Cosmic horror mechanics that track character sanity, corruption, or forbidden knowledge add a layer that standard D&D lacks. Optional rules exist for sanity tracking in various third-party supplements, and homebrew systems are easy to design. The mechanical effect is less important than the narrative effect. When a character has seen enough wrong things, they are changed by it. This change can be positive in some ways, granting access to knowledge or abilities tied to what they have witnessed, but always comes with a cost. Tracking this deliberately, even in a lightweight way, makes the campaign feel like cosmic horror is genuinely affecting the party rather than being a coat of paint on standard adventuring.

Environmental Dissonance and Map Design

Cosmic horror locations should feel subtly wrong before they reveal their true nature. A village where every building is a slightly different size than it should be. A dungeon where the corridors do not connect in ways that make geometric sense. A tavern where the furniture arrangement changes between visits without anyone remembering rearranging it. Battle maps can support this with visual choices: lighting that comes from directions without sources, shadows that point in inconsistent directions, architectural elements that repeat in impossible ways. Standard dungeon maps can be used for cosmic horror with narrative framing that foregrounds wrongness. The Dark Encounter Battle Maps Pack includes several locations that work well for cosmic horror framing when the DM describes them as dungeons that are not quite what they appear to be.

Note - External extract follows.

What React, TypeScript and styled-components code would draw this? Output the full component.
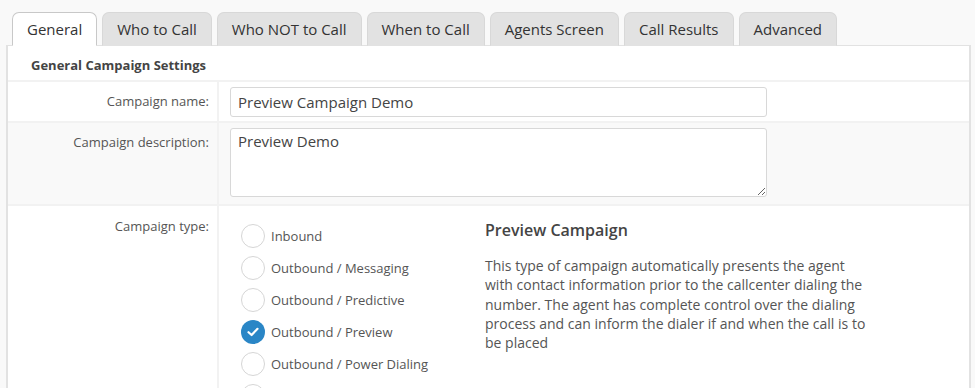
import styled, { createGlobalStyle } from "styled-components";

const GlobalStyle = createGlobalStyle`
  body {
    margin: 0;
    background: #f9f9f9;
    font-family: "Open Sans", "Liberation Sans", sans-serif;
    color: #555;
  }
`;

const tabs = [
  "General",
  "Who to Call",
  "Who NOT to Call",
  "When to Call",
  "Agents Screen",
  "Call Results",
  "Advanced",
];

const campaignTypes = [
  { label: "Inbound", checked: false },
  { label: "Outbound / Messaging", checked: false },
  { label: "Outbound / Predictive", checked: false },
  { label: "Outbound / Preview", checked: true },
  { label: "Outbound / Power Dialing", checked: false },
  { label: "Outbound / Progressive", checked: false },
];

const App = () => {
  return (
    <Page>
      <GlobalStyle />
      <TabBar>
        {tabs.map((t, i) => (
          <Tab key={t} $active={i === 0}>
            {t}
          </Tab>
        ))}
      </TabBar>
      <Panel>
        <SectionTitle>General Campaign Settings</SectionTitle>
        <Row>
          <Label>Campaign name:</Label>
          <Field>
            <TextInput defaultValue="Preview Campaign Demo" />
          </Field>
        </Row>
        <Row $striped>
          <Label>Campaign description:</Label>
          <Field $bottom={7}>
            <TextArea defaultValue="Preview Demo" />
          </Field>
        </Row>
        <Row>
          <Label $top={11}>Campaign type:</Label>
          <TypeField>
            <RadioList>
              {campaignTypes.map((c) => (
                <RadioItem key={c.label}>
                  <RadioCircle $checked={c.checked}>
                    {c.checked && (
                      <svg width="12" height="10" viewBox="0 0 12 10">
                        <path
                          d="M1.5 5.2 L4.6 8 L10.5 1.8"
                          fill="none"
                          stroke="#fff"
                          strokeWidth="2.2"
                          strokeLinecap="round"
                          strokeLinejoin="round"
                        />
                      </svg>
                    )}
                  </RadioCircle>
                  {c.label}
                </RadioItem>
              ))}
            </RadioList>
            <TypeInfo>
              <InfoTitle>Preview Campaign</InfoTitle>
              <InfoText>
                This type of campaign automatically presents the agent with
                contact information prior to the callcenter dialing the number.
                The agent has complete control over the dialing process and can
                inform the dialer if and when the call is to be placed
              </InfoText>
            </TypeInfo>
          </TypeField>
        </Row>
      </Panel>
    </Page>
  );
};

const Page = styled.div`
  padding: 12px 0 0 6px;
  width: 965px;
  height: 376px;
  overflow: hidden;
`;

const TabBar = styled.div`
  display: flex;
  gap: 5px;
  padding-left: 6px;
  position: relative;
  z-index: 1;
  margin-bottom: -1px;
`;

const Tab = styled.div<{ $active?: boolean }>`
  height: 34px;
  box-sizing: border-box;
  padding: 0 14px;
  display: flex;
  align-items: center;
  font-size: 15px;
  color: #333;
  border: 1px solid ${(p) => (p.$active ? "#c8c8c8" : "#d8d8d8")};
  border-bottom: ${(p) => (p.$active ? "1px solid #fff" : "1px solid #e2e2e2")};
  border-radius: 7px 7px 0 0;
  background: ${(p) => (p.$active ? "#fff" : "#e2e2e2")};
`;

const Panel = styled.div`
  background: #fff;
  border: 1px solid #e2e2e2;
  border-left-width: 2px;
  border-right-width: 2px;
  border-bottom: none;
  height: 400px;
`;

const SectionTitle = styled.div`
  height: 36px;
  box-sizing: border-box;
  padding: 3px 0 0 23px;
  display: flex;
  align-items: center;
  font-size: 13px;
  font-weight: 700;
  color: #444;
  border-bottom: 2px solid #f2f2f2;
`;

const Row = styled.div<{ $striped?: boolean }>`
  display: grid;
  grid-template-columns: 211px 1fr;
  background: ${(p) => (p.$striped ? "#f9f9f9" : "#fff")};
  border-bottom: 2px solid #f2f2f2;
`;

const Label = styled.div<{ $top?: number }>`
  text-align: right;
  padding: ${(p) => p.$top ?? 10}px 8px 0 0;
  font-size: 13px;
  color: #555;
  border-right: 2px solid #f2f2f2;
`;

const Field = styled.div<{ $bottom?: number }>`
  padding: 5px 0 ${(p) => p.$bottom ?? 4}px 11px;
  display: flex;
`;

const TextInput = styled.input`
  width: 537px;
  height: 30px;
  box-sizing: border-box;
  border: 1px solid #d8d8d8;
  border-radius: 3px;
  padding: 0 7px;
  font-family: "Open Sans", "Liberation Sans", sans-serif;
  font-size: 15px;
  color: #444;
  outline: none;
`;

const TextArea = styled.textarea`
  width: 537px;
  height: 69px;
  box-sizing: border-box;
  border: 1px solid #d8d8d8;
  border-radius: 3px;
  padding: 2px 7px;
  font-family: "Open Sans", "Liberation Sans", sans-serif;
  font-size: 15px;
  color: #444;
  outline: none;
  resize: vertical;
  display: block;
`;

const TypeField = styled.div`
  display: flex;
  padding: 18px 0 0 22px;
`;

const RadioList = styled.div`
  display: flex;
  flex-direction: column;
  gap: 8px;
  width: 244px;
`;

const RadioItem = styled.div`
  display: flex;
  align-items: center;
  gap: 6px;
  height: 24px;
  font-size: 13px;
  color: #555;
`;

const RadioCircle = styled.div<{ $checked?: boolean }>`
  width: 24px;
  height: 24px;
  box-sizing: border-box;
  border-radius: 50%;
  border: ${(p) => (p.$checked ? "none" : "1px solid #d6d6d6")};
  background: ${(p) => (p.$checked ? "#2a86c6" : "#fff")};
  display: flex;
  align-items: center;
  justify-content: center;
`;

const TypeInfo = styled.div`
  width: 385px;
`;

const InfoTitle = styled.div`
  font-size: 16px;
  font-weight: 600;
  color: #444;
  margin-top: -5px;
  line-height: 22px;
`;

const InfoText = styled.div`
  margin-top: 15px;
  font-size: 14px;
  line-height: 19.3px;
  color: #555;
`;

export default App;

The Climax: Confrontation Without Closure

Traditional D&D climaxes end with the antagonist defeated, the threat resolved, and the party victorious. Cosmic horror climaxes work better with partial closure. The immediate threat is stopped, but the scope of what was uncovered makes it clear the real problem is far larger. The party rescues the village, but the ritual they interrupted was the first of many. The party banishes the entity, but they realize the entity was merely an envoy. This partial closure produces ongoing dread and gives the campaign room to build toward larger eldritch reveals later. Complete, comfortable victory undercuts the cosmic horror tone because it implies the players' characters were capable of solving the cosmic problem, which contradicts the genre's core premise.

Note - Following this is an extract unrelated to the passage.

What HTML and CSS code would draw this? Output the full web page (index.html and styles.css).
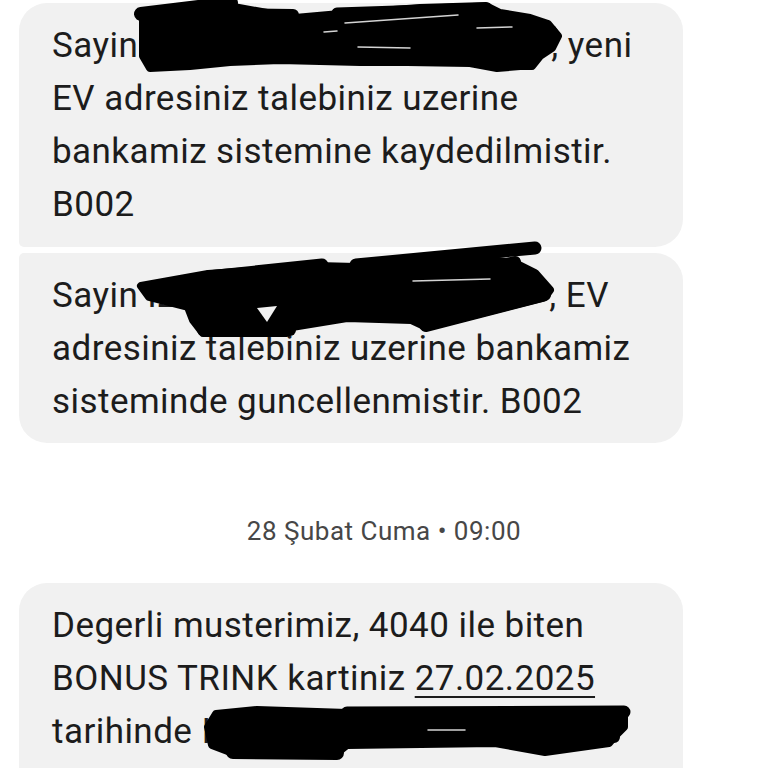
FILE: index.html
```html
<!DOCTYPE html>
<html lang="tr">
<head>
<meta charset="utf-8">
<title>Mesajlar</title>
<link rel="stylesheet" href="styles.css">
</head>
<body>
<div class="screen">
  <div class="thread">
    <div class="bubble first">
      <p class="msg">Sayin <span class="redact r1"></span>, yeni<br>EV adresiniz talebiniz uzerine<br>bankamiz sistemine kaydedilmistir.<br>B002</p>
    </div>
    <div class="bubble last">
      <p class="msg">Sayin <span class="redact r2">IZ</span>, EV<br>adresiniz talebiniz uzerine bankamiz<br>sisteminde guncellenmistir. B002</p>
    </div>
    <div class="stamp">28 Şubat Cuma • 09:00</div>
    <div class="bubble single">
      <p class="msg">Degerli musterimiz, 4040 ile biten<br>BONUS TRINK kartiniz <span class="date">27.02.2025</span><br>tarihinde <span class="redact r3">I</span></p>
    </div>
  </div>

  <svg class="scribbles" viewBox="0 0 768 768" width="768" height="768" aria-hidden="true">
    <g fill="#000" stroke="#000" stroke-linejoin="round" stroke-linecap="round">
      <!-- bubble 1 -->
      <polygon stroke-width="8" points="143,16 228,6 295,18 340,14 420,8 486,6 500,13 530,18 548,24 558,36 552,48 540,56 532,66 520,66 497,68 470,63 407,62 360,62 280,60 230,62 190,66 150,68 143,56"/>
      <line stroke-width="14" x1="141" y1="14" x2="231" y2="3"/>
      <line stroke-width="12" x1="220" y1="14" x2="293" y2="15"/>
      <line stroke-width="11" x1="337" y1="13" x2="487" y2="8"/>
      <line stroke-width="12" x1="473" y1="20" x2="530" y2="23"/>
      <circle stroke-width="0" cx="549" cy="33" r="9"/>
      <!-- bubble 2 -->
      <polygon stroke-width="8" points="141,286 208,274 317,266 356,267 411,263 475,259 515,263 535,273 550,290 545,297 426,327 411,320 347,318 292,327 287,333 203,333 193,320 188,307 149,297"/>
      <line stroke-width="13" x1="356" y1="265" x2="535" y2="248"/>
      <line stroke-width="13" x1="208" y1="277" x2="322" y2="265"/>
      <line stroke-width="14" x1="426" y1="325" x2="542" y2="295"/>
      <polyline fill="none" stroke-width="12" points="515,262 475,272 527,278 545,295"/>
      <line stroke-width="12" x1="203" y1="330" x2="290" y2="330"/>
      <!-- bubble 3 -->
      <polygon stroke-width="8" points="208,727 216,714 257,710 347,713 480,712 624,712 624,727 614,737 609,743 545,752 495,743 347,745 337,753 233,753 212,745"/>
      <line stroke-width="13" x1="347" y1="713" x2="624" y2="712"/>
      <line stroke-width="12" x1="495" y1="740" x2="614" y2="737"/>
      <line stroke-width="14" x1="233" y1="752" x2="337" y2="753"/>
    </g>
    <g stroke="#d4d4d4" stroke-linecap="round" fill="none" stroke-width="1.5">
      <line x1="358" y1="47" x2="410" y2="48"/>
      <line x1="477" y1="28" x2="512" y2="27"/>
      <line x1="324" y1="32" x2="337" y2="31"/>
      <line x1="345" y1="23" x2="458" y2="15"/>
      <line x1="413" y1="281" x2="490" y2="279"/>
      <line x1="428" y1="730" x2="465" y2="730"/>
    </g>
    <polygon fill="#f1f1f1" points="257,308 277,306 267,322"/>
  </svg>
</div>
</body>
</html>
```

FILE: styles.css
```css
html, body {
  margin: 0;
  padding: 0;
  background: #ffffff;
}

.screen {
  position: relative;
  width: 768px;
  height: 768px;
  overflow: hidden;
  font-family: Roboto, "Noto Sans", "Liberation Sans", sans-serif;
}

.thread {
  display: flex;
  flex-direction: column;
  padding: 3px 0 0 19px;
}

.bubble {
  width: 664px;
  box-sizing: border-box;
  background: #f1f1f1;
  padding: 16px 33px 15px;
  border-radius: 28px;
}

.bubble.first {
  border-radius: 28px 28px 28px 5px;
  padding-bottom: 16px;
}

.bubble.last {
  margin-top: 6px;
  border-radius: 5px 28px 28px 28px;
}

.bubble.single {
  margin-top: 37px;
  padding-bottom: 40px;
}

.msg {
  margin: 0;
  font-size: 35px;
  letter-spacing: 0.45px;
  line-height: 53px;
  color: #1c1c1c;
  white-space: nowrap;
}

.redact {
  display: inline-block;
  vertical-align: baseline;
}

.r1 { width: 404px; }
.r2 { width: 402px; }
.r3 { width: 200px; }

.date {
  text-decoration: underline;
  text-decoration-thickness: 2px;
  text-underline-offset: 6px;
}

.stamp {
  margin: 73px 0 0 -19px;
  width: 768px;
  text-align: center;
  font-size: 26px;
  letter-spacing: 0.5px;
  line-height: 30px;
  color: #474747;
}

.scribbles {
  position: absolute;
  left: 0;
  top: 0;
  pointer-events: none;
}
```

Balancing Horror With Play Enjoyment

Cosmic horror can become exhausting if it is relentless. Players need breathing space between high-tension sessions to avoid tone fatigue. A cosmic horror campaign benefits from lighter sessions interspersed with the darker ones: a session where the party investigates a normal-seeming mystery, has friendly interactions with NPCs, or handles straightforward combat. These lighter sessions reset the baseline tone, making the next horror-focused session hit harder by contrast. A campaign that is eldritch every session for twenty sessions burns out faster than one that uses cosmic horror selectively as the main tone while varying the session-to-session pace.

Frequently Asked Questions

What is cosmic horror in D&D?

Cosmic horror in D&D is a campaign tone focused on the dread that comes from encountering things vastly older, larger, or more alien than human understanding can accommodate. The horror is existential rather than physical. It centers on what the monster's existence implies about reality, not on the monster's ability to harm the party. Good cosmic horror foregrounds atmosphere, partial reveals, and unknowable antagonists.

How do I run cosmic horror without making it boring?

Focus on partial reveals rather than full-combat monster fights. Show fragments of the threat before showing the whole. Use environmental wrongness to build dread before any direct encounter. Keep sessions varied by mixing cosmic horror atmosphere with lighter content so the horror lands harder by contrast. Avoid relentless horror sessions, which cause tone fatigue and make the next horror moment feel less significant.

What monsters work best for D&D cosmic horror?

Monsters with asymmetry, impossible scale, or wrong movement patterns work better than straightforwardly monstrous creatures. Custom monster designs where the mechanical abilities produce uncertainty rather than damage (memory loss, environmental shifts, reality distortion) fit the tone better than standard statblocks. Classic cosmic horror monsters include aboleths, mind flayers, and various eldritch abominations, but custom creations often land harder because they avoid mechanical familiarity.

How do I build atmosphere for cosmic horror encounters?

Environmental detail is the primary tool. Describe things that are subtly wrong: colors that should not occur in nature, sounds coming from impossible directions, shadows cast at wrong angles, architecture that does not connect geometrically. Layer these details before introducing any direct threat. Players pick up on wrongness even when they cannot articulate what is wrong, and the dread compounds.

Should I use sanity rules for cosmic horror in D&D?

Sanity mechanics are optional but helpful for cosmic horror tone. Third-party supplements and homebrew systems exist that track mental corruption alongside standard hit points. The mechanical effect matters less than the narrative effect. When a character accumulates exposure to cosmic wrongness, they are changed by it. Tracking this deliberately makes the campaign feel like cosmic horror is genuinely affecting the party rather than being narrative dressing.

How long should a cosmic horror D&D campaign be?

Cosmic horror works best in campaigns of 10+ sessions because the tone depends on slow reveals and atmosphere building. Shorter one-shots can deliver cosmic horror but have to compress the tonal ramp significantly. For a full campaign, 15 to 25 sessions is typical, with eldritch threats hinted at for the first few sessions and the full scope revealed across the campaign's middle and final acts.

What is the difference between cosmic horror and regular horror in D&D?

Regular horror in D&D focuses on immediate physical or psychological threats: vampires, ghosts, cultists, haunted houses. Cosmic horror focuses on the existential dread of realizing reality is not what it appeared to be. Regular horror often produces resolvable encounters where the threat is defeated and closure is achieved. Cosmic horror typically ends with partial closure, where the immediate problem is stopped but the larger truth remains.